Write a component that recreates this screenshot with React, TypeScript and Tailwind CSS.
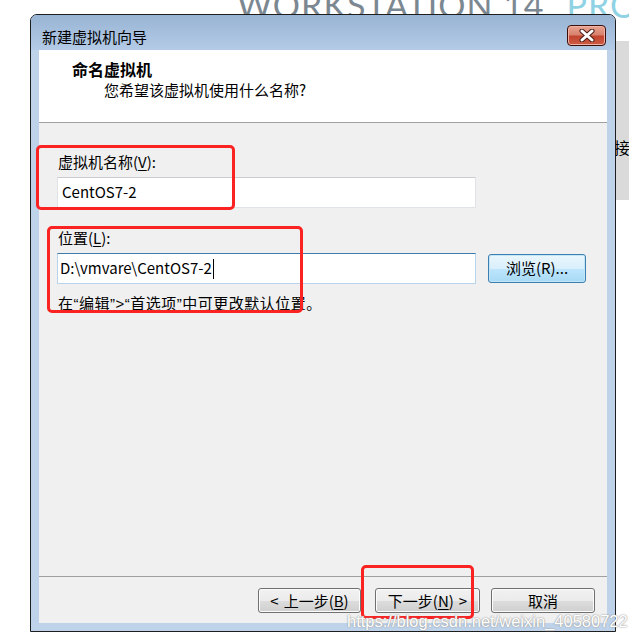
import React from 'react'

const ui = { fontFamily: '"Noto Sans CJK SC", "Noto Sans", sans-serif' }

function WinButton({ children, className = '' }: { children: React.ReactNode; className?: string }) {
  return (
    <div
      className={`flex h-[25px] items-center justify-center rounded-[3px] border border-[#707070] bg-[linear-gradient(#f2f2f2_0%,#ebebeb_50%,#dddddd_51%,#cfcfcf_100%)] text-[15px] leading-none text-black shadow-[inset_0_0_0_1px_#fcfcfc] ${className}`}
    >
      {children}
    </div>
  )
}

function CloseButton() {
  return (
    <div className="flex h-[21px] w-[39px] items-center justify-center rounded-[4px] border border-[#3c0f0a] bg-[linear-gradient(#e8a493_0%,#d9826d_45%,#c3452f_55%,#cc5c45_100%)] shadow-[inset_0_0_0_1px_#f0b2a4]">
      <svg width="16" height="13" viewBox="0 0 16 13">
        <path d="M3 2 L13 11 M13 2 L3 11" stroke="#4a1e18" strokeWidth="5" strokeLinecap="round" />
        <path d="M3 2 L13 11 M13 2 L3 11" stroke="#ffffff" strokeWidth="3" strokeLinecap="round" />
      </svg>
    </div>
  )
}

const q = 'font-["Liberation_Sans"]'

export default function App() {
  return (
    <div className="relative h-[641px] w-[629px] overflow-hidden bg-white" style={ui}>
      {/* product banner behind the dialog */}
      <div className="absolute left-[237px] top-[-12px] whitespace-nowrap font-['Lato'] text-[34px] leading-none tracking-[1px] text-[#7c8891]">
        WORKSTATION 14<span className="ml-[22px] text-[#8fd2e4]">PRO</span>
      </div>

      {/* gray panel peeking out on the right */}
      <div className="absolute left-[612px] top-[41px] h-[159px] w-[17px] bg-[#dadada]">
        <span className="absolute left-[2px] top-[98px] text-[16px] leading-none text-black">接</span>
      </div>

      {/* wizard window */}
      <div className="absolute left-[30px] top-[14px] flex h-[618px] w-[586px] flex-col rounded-t-[7px] border border-[#1e1e1e] bg-[#bed3ea]">
        <div className="flex h-[35px] shrink-0 items-start justify-between rounded-t-[6px] bg-[linear-gradient(#98b4d4,#b3cbe6)] pl-[11px] pr-[9px]">
          <span className="mt-[12px] text-[15px] leading-[20px] text-black">新建虚拟机向导</span>
          <div className="mt-[10px]">
            <CloseButton />
          </div>
        </div>

        <div className="mx-[8px] flex flex-1 flex-col bg-[#f0f0f0]">
          {/* header */}
          <div className="h-[73px] shrink-0 border-b border-[#a0a0a0] bg-white pl-[33px] pt-[9px]">
            <div className="text-[16px] font-bold leading-[20px] text-black">命名虚拟机</div>
            <div className="mt-[1px] pl-[32px] text-[15px] leading-[20px] text-black">您希望该虚拟机使用什么名称?</div>
          </div>

          {/* body */}
          <div className="flex-1 pl-[18px] pt-[29px] text-[15px] text-black">
            <div className="pl-[1px] leading-[20px]">
              虚拟机名称(<span className="underline underline-offset-2">V</span>):
            </div>
            <div className="mt-[5px] flex h-[31px] w-[419px] items-center border border-[#dfe3e8] border-t-[#c9ccd1] bg-white pl-[4px]">
              CentOS7-2
            </div>

            <div className="mt-[20px] pl-[1px] leading-[20px]">
              位置(<span className="underline underline-offset-2">L</span>):
            </div>
            <div className="mt-[5px] flex items-center gap-[12px]">
              <div className="flex h-[31px] w-[419px] items-center border border-[#b7d4ec] border-t-[#3d7bad] bg-white pl-[2px]">
                D:\vmvare\CentOS7-2
                <span className="ml-[1px] h-[20px] w-[1px] bg-black" />
              </div>
              <div className="flex h-[29px] w-[98px] items-center justify-center rounded-[3px] border border-[#3c7fb1] bg-[linear-gradient(#eaf6fd_0%,#d9f0fc_50%,#bee6fd_51%,#a7d9f5_100%)] shadow-[inset_0_0_0_1px_#c4e5f6]">
                浏览(R)...
              </div>
            </div>

            <div className="mt-[9px] pl-[1px] leading-[20px] tracking-[0.5px]">
              在<span className={q}>“</span>编辑<span className={q}>”&gt;“</span>首选项<span className={q}>”</span>中可更改默认位置。
            </div>
          </div>

          {/* footer */}
          <div className="flex h-[47px] shrink-0 items-start justify-end border-t border-[#a0a0a0] pr-[12px] pt-[11px]">
            <WinButton className="w-[103px] gap-[5px]">
              <span>&lt;</span>
              <span>
                上一步(<span className="underline underline-offset-2">B</span>)
              </span>
            </WinButton>
            <WinButton className="ml-[14px] w-[105px] gap-[5px]">
              <span>
                下一步(<span className="underline underline-offset-2">N</span>)
              </span>
              <span>&gt;</span>
            </WinButton>
            <WinButton className="ml-[11px] w-[104px]">取消</WinButton>
          </div>
        </div>
        <div className="h-[8px] shrink-0" />
      </div>

      {/* red annotation boxes */}
      <div className="absolute left-[36px] top-[145px] h-[65px] w-[199px] rounded-[5px] border-[3px] border-[#fb2222]" />
      <div className="absolute left-[47px] top-[226px] h-[87px] w-[256px] rounded-[5px] border-[3px] border-[#fb2222]" />
      <div className="absolute left-[361px] top-[565px] h-[54px] w-[113px] rounded-[5px] border-[3px] border-[#fb2222]" />

      {/* watermark */}
      <div className="absolute left-[347px] top-[611px] whitespace-nowrap font-['Liberation_Sans'] text-[16.5px] leading-[20px] text-white [text-shadow:0_0_2px_#9a9a9a,0_0_1px_#9a9a9a]">
        https://blog.csdn.net/weixin_40580722
      </div>
    </div>
  )
}
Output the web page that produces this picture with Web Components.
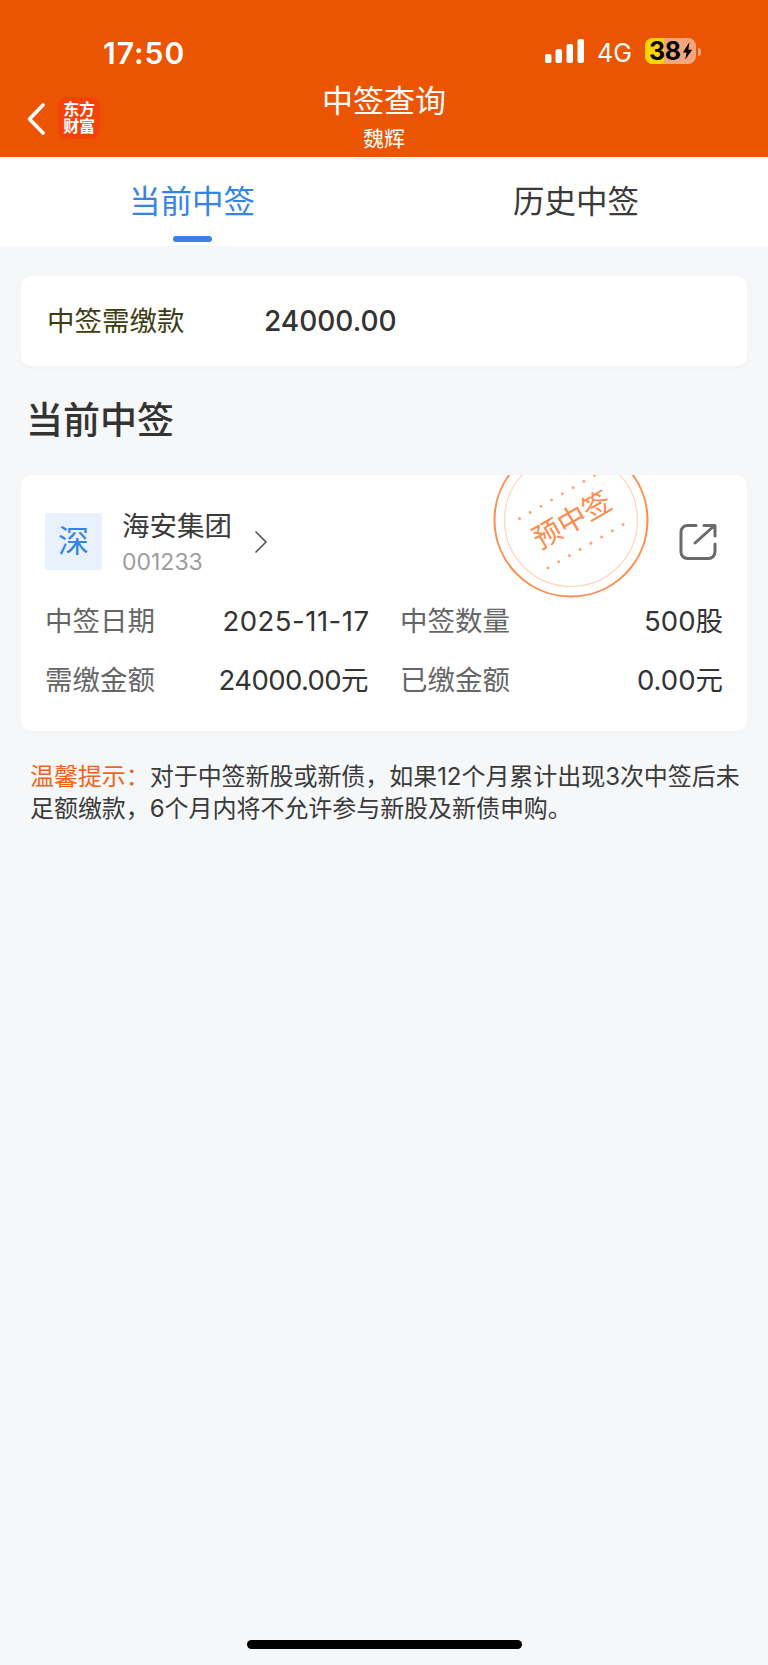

- - -

__Challenge__: Every record must be copied exactly, with the pictures left out.

__Solution to the exercise__:
Write a component that recreates this screenshot with React, TypeScript and Tailwind CSS.
import React from 'react'

const ui = { fontFamily: '"Noto Sans CJK SC", "Noto Sans", sans-serif' }

function WinButton({ children, className = '' }: { children: React.ReactNode; className?: string }) {
  return (
    <div
      className={`flex h-[25px] items-center justify-center rounded-[3px] border border-[#707070] bg-[linear-gradient(#f2f2f2_0%,#ebebeb_50%,#dddddd_51%,#cfcfcf_100%)] text-[15px] leading-none text-black shadow-[inset_0_0_0_1px_#fcfcfc] ${className}`}
    >
      {children}
    </div>
  )
}

function CloseButton() {
  return (
    <div className="flex h-[21px] w-[39px] items-center justify-center rounded-[4px] border border-[#3c0f0a] bg-[linear-gradient(#e8a493_0%,#d9826d_45%,#c3452f_55%,#cc5c45_100%)] shadow-[inset_0_0_0_1px_#f0b2a4]">
      <svg width="16" height="13" viewBox="0 0 16 13">
        <path d="M3 2 L13 11 M13 2 L3 11" stroke="#4a1e18" strokeWidth="5" strokeLinecap="round" />
        <path d="M3 2 L13 11 M13 2 L3 11" stroke="#ffffff" strokeWidth="3" strokeLinecap="round" />
      </svg>
    </div>
  )
}

const q = 'font-["Liberation_Sans"]'

export default function App() {
  return (
    <div className="relative h-[641px] w-[629px] overflow-hidden bg-white" style={ui}>
      {/* product banner behind the dialog */}
      <div className="absolute left-[237px] top-[-12px] whitespace-nowrap font-['Lato'] text-[34px] leading-none tracking-[1px] text-[#7c8891]">
        WORKSTATION 14<span className="ml-[22px] text-[#8fd2e4]">PRO</span>
      </div>

      {/* gray panel peeking out on the right */}
      <div className="absolute left-[612px] top-[41px] h-[159px] w-[17px] bg-[#dadada]">
        <span className="absolute left-[2px] top-[98px] text-[16px] leading-none text-black">接</span>
      </div>

      {/* wizard window */}
      <div className="absolute left-[30px] top-[14px] flex h-[618px] w-[586px] flex-col rounded-t-[7px] border border-[#1e1e1e] bg-[#bed3ea]">
        <div className="flex h-[35px] shrink-0 items-start justify-between rounded-t-[6px] bg-[linear-gradient(#98b4d4,#b3cbe6)] pl-[11px] pr-[9px]">
          <span className="mt-[12px] text-[15px] leading-[20px] text-black">新建虚拟机向导</span>
          <div className="mt-[10px]">
            <CloseButton />
          </div>
        </div>

        <div className="mx-[8px] flex flex-1 flex-col bg-[#f0f0f0]">
          {/* header */}
          <div className="h-[73px] shrink-0 border-b border-[#a0a0a0] bg-white pl-[33px] pt-[9px]">
            <div className="text-[16px] font-bold leading-[20px] text-black">命名虚拟机</div>
            <div className="mt-[1px] pl-[32px] text-[15px] leading-[20px] text-black">您希望该虚拟机使用什么名称?</div>
          </div>

          {/* body */}
          <div className="flex-1 pl-[18px] pt-[29px] text-[15px] text-black">
            <div className="pl-[1px] leading-[20px]">
              虚拟机名称(<span className="underline underline-offset-2">V</span>):
            </div>
            <div className="mt-[5px] flex h-[31px] w-[419px] items-center border border-[#dfe3e8] border-t-[#c9ccd1] bg-white pl-[4px]">
              CentOS7-2
            </div>

            <div className="mt-[20px] pl-[1px] leading-[20px]">
              位置(<span className="underline underline-offset-2">L</span>):
            </div>
            <div className="mt-[5px] flex items-center gap-[12px]">
              <div className="flex h-[31px] w-[419px] items-center border border-[#b7d4ec] border-t-[#3d7bad] bg-white pl-[2px]">
                D:\vmvare\CentOS7-2
                <span className="ml-[1px] h-[20px] w-[1px] bg-black" />
              </div>
              <div className="flex h-[29px] w-[98px] items-center justify-center rounded-[3px] border border-[#3c7fb1] bg-[linear-gradient(#eaf6fd_0%,#d9f0fc_50%,#bee6fd_51%,#a7d9f5_100%)] shadow-[inset_0_0_0_1px_#c4e5f6]">
                浏览(R)...
              </div>
            </div>

            <div className="mt-[9px] pl-[1px] leading-[20px] tracking-[0.5px]">
              在<span className={q}>“</span>编辑<span className={q}>”&gt;“</span>首选项<span className={q}>”</span>中可更改默认位置。
            </div>
          </div>

          {/* footer */}
          <div className="flex h-[47px] shrink-0 items-start justify-end border-t border-[#a0a0a0] pr-[12px] pt-[11px]">
            <WinButton className="w-[103px] gap-[5px]">
              <span>&lt;</span>
              <span>
                上一步(<span className="underline underline-offset-2">B</span>)
              </span>
            </WinButton>
            <WinButton className="ml-[14px] w-[105px] gap-[5px]">
              <span>
                下一步(<span className="underline underline-offset-2">N</span>)
              </span>
              <span>&gt;</span>
            </WinButton>
            <WinButton className="ml-[11px] w-[104px]">取消</WinButton>
          </div>
        </div>
        <div className="h-[8px] shrink-0" />
      </div>

      {/* red annotation boxes */}
      <div className="absolute left-[36px] top-[145px] h-[65px] w-[199px] rounded-[5px] border-[3px] border-[#fb2222]" />
      <div className="absolute left-[47px] top-[226px] h-[87px] w-[256px] rounded-[5px] border-[3px] border-[#fb2222]" />
      <div className="absolute left-[361px] top-[565px] h-[54px] w-[113px] rounded-[5px] border-[3px] border-[#fb2222]" />

      {/* watermark */}
      <div className="absolute left-[347px] top-[611px] whitespace-nowrap font-['Liberation_Sans'] text-[16.5px] leading-[20px] text-white [text-shadow:0_0_2px_#9a9a9a,0_0_1px_#9a9a9a]">
        https://blog.csdn.net/weixin_40580722
      </div>
    </div>
  )
}
Output the web page that produces this picture with Web Components.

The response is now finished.